STATED EXERCISE = Pick out every line that holds the string "this" and copy it.

STORED DATA =

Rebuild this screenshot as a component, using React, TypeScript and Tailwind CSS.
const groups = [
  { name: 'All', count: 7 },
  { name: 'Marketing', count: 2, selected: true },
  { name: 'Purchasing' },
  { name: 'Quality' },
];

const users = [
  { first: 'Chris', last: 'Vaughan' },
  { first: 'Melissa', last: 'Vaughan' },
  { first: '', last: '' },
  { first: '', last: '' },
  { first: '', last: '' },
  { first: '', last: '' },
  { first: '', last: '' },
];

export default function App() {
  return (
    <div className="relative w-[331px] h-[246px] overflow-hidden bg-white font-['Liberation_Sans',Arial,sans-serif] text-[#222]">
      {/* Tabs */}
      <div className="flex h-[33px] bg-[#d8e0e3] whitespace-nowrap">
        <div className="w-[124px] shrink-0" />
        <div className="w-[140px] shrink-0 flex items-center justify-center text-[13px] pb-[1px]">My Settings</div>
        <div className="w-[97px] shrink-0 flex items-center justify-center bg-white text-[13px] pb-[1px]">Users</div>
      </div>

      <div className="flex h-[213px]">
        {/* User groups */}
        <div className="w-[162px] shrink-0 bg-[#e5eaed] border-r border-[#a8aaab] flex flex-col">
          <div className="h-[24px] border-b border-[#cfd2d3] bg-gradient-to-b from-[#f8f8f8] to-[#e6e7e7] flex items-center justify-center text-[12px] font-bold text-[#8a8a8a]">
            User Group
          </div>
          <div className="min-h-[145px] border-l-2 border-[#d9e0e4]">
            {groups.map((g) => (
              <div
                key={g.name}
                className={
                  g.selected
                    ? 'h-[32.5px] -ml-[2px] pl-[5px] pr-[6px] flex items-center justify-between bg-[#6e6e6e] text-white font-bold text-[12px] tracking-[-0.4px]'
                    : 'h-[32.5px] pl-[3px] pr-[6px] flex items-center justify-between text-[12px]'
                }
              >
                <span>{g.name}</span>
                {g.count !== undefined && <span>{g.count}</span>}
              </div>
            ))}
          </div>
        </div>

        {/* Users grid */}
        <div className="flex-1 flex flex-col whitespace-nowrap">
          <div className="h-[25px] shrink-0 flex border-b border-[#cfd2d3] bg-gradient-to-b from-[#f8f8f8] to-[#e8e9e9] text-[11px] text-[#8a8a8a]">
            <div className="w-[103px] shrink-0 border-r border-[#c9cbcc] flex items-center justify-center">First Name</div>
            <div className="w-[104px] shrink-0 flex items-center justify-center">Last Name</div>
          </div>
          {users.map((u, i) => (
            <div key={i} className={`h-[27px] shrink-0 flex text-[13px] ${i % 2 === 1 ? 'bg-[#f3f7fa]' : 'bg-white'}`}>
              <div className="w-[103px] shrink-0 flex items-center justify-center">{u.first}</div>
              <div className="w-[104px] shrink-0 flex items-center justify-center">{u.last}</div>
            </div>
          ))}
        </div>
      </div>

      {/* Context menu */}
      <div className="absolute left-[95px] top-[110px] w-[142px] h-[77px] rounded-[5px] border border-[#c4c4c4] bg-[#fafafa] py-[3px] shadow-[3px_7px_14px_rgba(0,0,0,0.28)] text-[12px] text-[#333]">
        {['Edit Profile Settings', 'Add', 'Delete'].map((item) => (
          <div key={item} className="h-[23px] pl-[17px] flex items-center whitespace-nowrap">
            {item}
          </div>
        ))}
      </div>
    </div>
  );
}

==

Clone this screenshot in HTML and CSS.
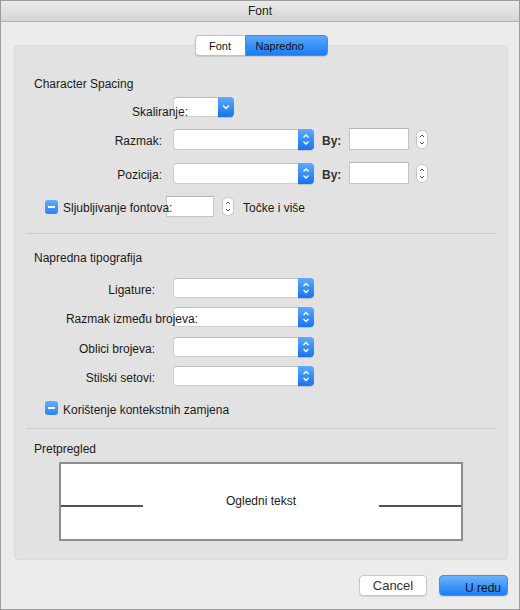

EXERCISE OUTPUT =
Rebuild this screenshot as a component, using React, TypeScript and Tailwind CSS.
Clone this screenshot in HTML and CSS.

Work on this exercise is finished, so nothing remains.